In the '80s and '90s two very different approaches to software construction evolved to address these problems. One was functional programming, which grew up in the scientific programming arena. In functional programming persistent state variables are completely eliminated; all state is passed as function arguments and resutls. However, the hierarchical structure remained. That was because in scientific arenas algorithms are primariy defined mathematically so they tend to be quite stable. Therefore hierachical dependencies were not very relevant because there were no client changes to accommodate.
In addition functional programming introduced a number of features (e.g., sophiscticated parametric polymorphism, mixins, etc.) that allowed the construction of very compact and elegant programs in a computational environment. Typically functional programs are very intuitive to construct and they are often integer factors more compact that programs employing other construction techniques. So in the rare event that the program does have to be changed, it is no big deal if it is rewritten rather than simply modified. At the same time the problems of global data access are completely eliminated.

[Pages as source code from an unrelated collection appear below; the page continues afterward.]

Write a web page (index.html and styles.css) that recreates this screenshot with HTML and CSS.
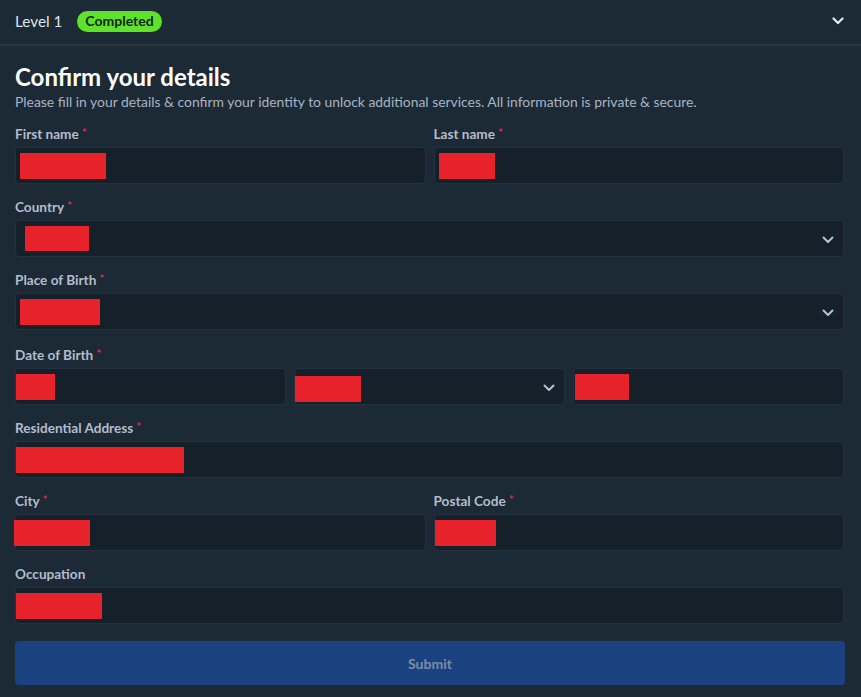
FILE: index.html
```html
<!DOCTYPE html>
<html>
<head>
<meta charset="utf-8">
<link rel="stylesheet" href="styles.css">
</head>
<body>
<div class="panel">
  <header class="level-head">
    <div class="level-left">
      <span class="level-title">Level 1</span>
      <span class="badge">Completed</span>
    </div>
    <svg class="head-chev" width="12" height="8" viewBox="0 0 12 8"><path d="M1.5 1.5 L6 6 L10.5 1.5" fill="none" stroke="#e6ebf2" stroke-width="2.2" stroke-linecap="round" stroke-linejoin="round"/></svg>
  </header>

  <main class="form">
    <h1 class="title">Confirm your details</h1>
    <p class="subtitle">Please fill in your details &amp; confirm your identity to unlock additional services. All information is private &amp; secure.</p>

    <div class="row two first">
      <div class="field">
        <label>First name <span class="req">*</span></label>
        <div class="input"><span class="redact" style="margin-left:4px;width:86px"></span></div>
      </div>
      <div class="field">
        <label>Last name <span class="req">*</span></label>
        <div class="input"><span class="redact" style="margin-left:4px;width:56px"></span></div>
      </div>
    </div>

    <div class="field">
      <label>Country <span class="req">*</span></label>
      <div class="input select"><span class="redact" style="margin-left:9px;width:64px;height:25px"></span>
        <svg class="chev" width="12" height="8" viewBox="0 0 12 8"><path d="M1.5 1.5 L6 6 L10.5 1.5" fill="none" stroke="#b5c0d2" stroke-width="2" stroke-linecap="round" stroke-linejoin="round"/></svg></div>
    </div>

    <div class="field">
      <label>Place of Birth <span class="req">*</span></label>
      <div class="input select"><span class="redact" style="margin-left:4px;width:80px"></span>
        <svg class="chev" width="12" height="8" viewBox="0 0 12 8"><path d="M1.5 1.5 L6 6 L10.5 1.5" fill="none" stroke="#b5c0d2" stroke-width="2" stroke-linecap="round" stroke-linejoin="round"/></svg></div>
    </div>

    <div class="field dob">
      <label>Date of Birth <span class="req">*</span></label>
      <div class="row three">
        <div class="input"><span class="redact" style="margin-left:0;width:39px"></span></div>
        <div class="input select"><span class="redact" style="margin-left:0;width:66px;margin-top:4px"></span>
          <svg class="chev" width="12" height="8" viewBox="0 0 12 8"><path d="M1.5 1.5 L6 6 L10.5 1.5" fill="none" stroke="#b5c0d2" stroke-width="2" stroke-linecap="round" stroke-linejoin="round"/></svg></div>
        <div class="input"><span class="redact" style="margin-left:1px;width:54px"></span></div>
      </div>
    </div>

    <div class="field">
      <label>Residential Address <span class="req">*</span></label>
      <div class="input"><span class="redact" style="margin-left:0;width:168px"></span></div>
    </div>

    <div class="row two">
      <div class="field">
        <label>City <span class="req">*</span></label>
        <div class="input"><span class="redact" style="margin-left:-2px;width:76px"></span></div>
      </div>
      <div class="field">
        <label>Postal Code <span class="req">*</span></label>
        <div class="input"><span class="redact" style="margin-left:0;width:61px"></span></div>
      </div>
    </div>

    <div class="field">
      <label>Occupation</label>
      <div class="input"><span class="redact" style="margin-left:0;width:86px"></span></div>
    </div>

    <button class="submit">Submit</button>
  </main>
</div>
</body>
</html>
```

FILE: styles.css
```css
* { box-sizing: border-box; }
html, body { margin: 0; padding: 0; }
body {
  background: #1b2a35;
  font-family: "Lato", "Open Sans", sans-serif;
  color: #e8edf3;
  width: 861px;
  height: 697px;
  overflow: hidden;
}
.level-head {
  height: 46px;
  border-bottom: 2px solid #253642;
  display: flex;
  align-items: center;
  justify-content: space-between;
  padding: 0 17px 2px 15px;
}
.level-left { display: flex; align-items: center; gap: 15px; }
.level-title { font-size: 15.3px; color: #dfe5ee; }
.badge {
  background: #5fe22b;
  color: #10250a;
  font-size: 14px;
  font-weight: 700;
  border-radius: 11px;
  padding: 2px 8px 3px;
  line-height: 16px;
}
.head-chev { display: block; }
.form {
  padding: 18px 17px 0 15px;
}
.title {
  margin: 0;
  font-size: 24px;
  font-weight: 700;
  line-height: 26px;
  color: #ffffff;
}
.subtitle {
  margin: 3px 0 0;
  font-size: 13.9px;
  line-height: 18px;
  color: #a9b3c3;
}
.row { display: grid; gap: 8px; }
.row.two { grid-template-columns: 1fr 1fr; margin-top: 15px; }
.row.two.first { margin-top: 15px; }
.row.three { grid-template-columns: 1fr 1fr 1fr; }
.field { display: flex; flex-direction: column; margin-top: 15px; }
.row .field { margin-top: 0; }
.field.dob { margin-top: 17px; }
label {
  display: block;
  height: 16px;
  font-size: 13.6px;
  font-weight: 700;
  color: #b3bccd;
  line-height: 16px;
  margin-bottom: 5px;
}
.req { color: #e0284e; font-size: 11px; line-height: 0; vertical-align: 2px; }
.input {
  height: 37px;
  background: #15202a;
  border: 1px solid #22323f;
  border-radius: 4px;
  display: flex;
  align-items: center;
  position: relative;
}
.redact {
  display: block;
  height: 26px;
  background: #e7222a;
}
.select .chev {
  position: absolute;
  right: 9px;
  top: 15px;
}
.submit {
  margin-top: 17px;
  width: 830px;
  height: 44px;
  border: none;
  border-radius: 4px;
  background: #1a4180;
  color: #7e8ea3;
  font-family: inherit;
  font-size: 14px;
  font-weight: 700;
}
```
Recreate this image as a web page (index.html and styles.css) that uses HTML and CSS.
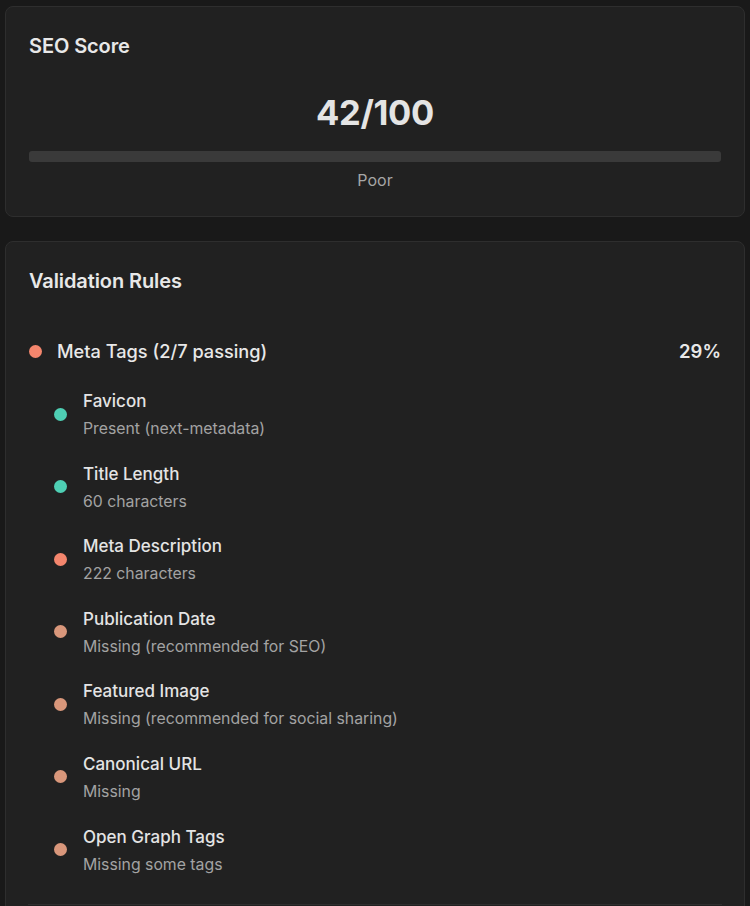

The second new contruction approach was OO development. It grew up in IT and R-T/E where requirements are highly volatile. In addition, the problem spaces are not defined with mathematical precision so there is a gap between the customer view of the problem and the computing space view. So OO development sought to address improved mapping between the customer space and the computing space in addition to managing global data and minimizing hierachical dependencies.
The priorities OO development placed on these goals was quite different than those placed by functional programming. Basically the priorities (1 is highest) were:
| functional | OO | ---------------------------+-----------------+--------------+ global data management | 1 | 3 | ---------------------------+-----------------+--------------+ hierarchical dependencies | 2 | 1 | ---------------------------+-----------------+--------------+ customer space mapping | none | 2 | ---------------------------+-----------------+--------------+
These priorities are no surprise, given the quite different problem domains in which they evolved. However, it had profound affects upon the construction paradigms -- to the point that the two apporaches are fundamentally incompatible. Thus any attempt to mix & match features across the approaches is doomed to defeat the benefits of either approach.
The OO approach addresses hierachical dependencies by completely eliminating the tree. One still does functional decomposition but only to identify the leaf nodes. Once the leaf nodes are identified, the tree essentially disappears. This works because several OO features play together...
Logical indivisibility. In OO developement we have a very flexible view of logical indivisibility. There are basically three levels at which it applies: subsystem, class, and reponsibility. A subsystem represents a large scale encapsulation of a single subject matter. A class represents the encapsualtion of a single problem space entity. A responsibility represents the encapsulation of an atomic element of knowledge or behavior.
In all cases the notion of indivisibility depends upon the level of abstraction one needs to solve the problem in hand. For example, it is not uncommon for a single responsibility in one subsystem to expand into an entire class or even an entire subsystem outside the context of the given subsystem's subject matter. This flexibility avoids the box one gets into when the notion if 'indivisible' is tied to something like 3GL arithmetic operators.
Peer-to-peer collaboration. In the OO approach objects collaborate directly with one another rather than through higher-level controllers. IOW, at a given level of abstraction, all entities are peers and communicate directly with one another. Such collaboration is supported by the the notion of relationships between entities. Such relationships are very important in OO development because they provide a static structure on which message addressing is based. That structure is independent of the semantics of individual classes.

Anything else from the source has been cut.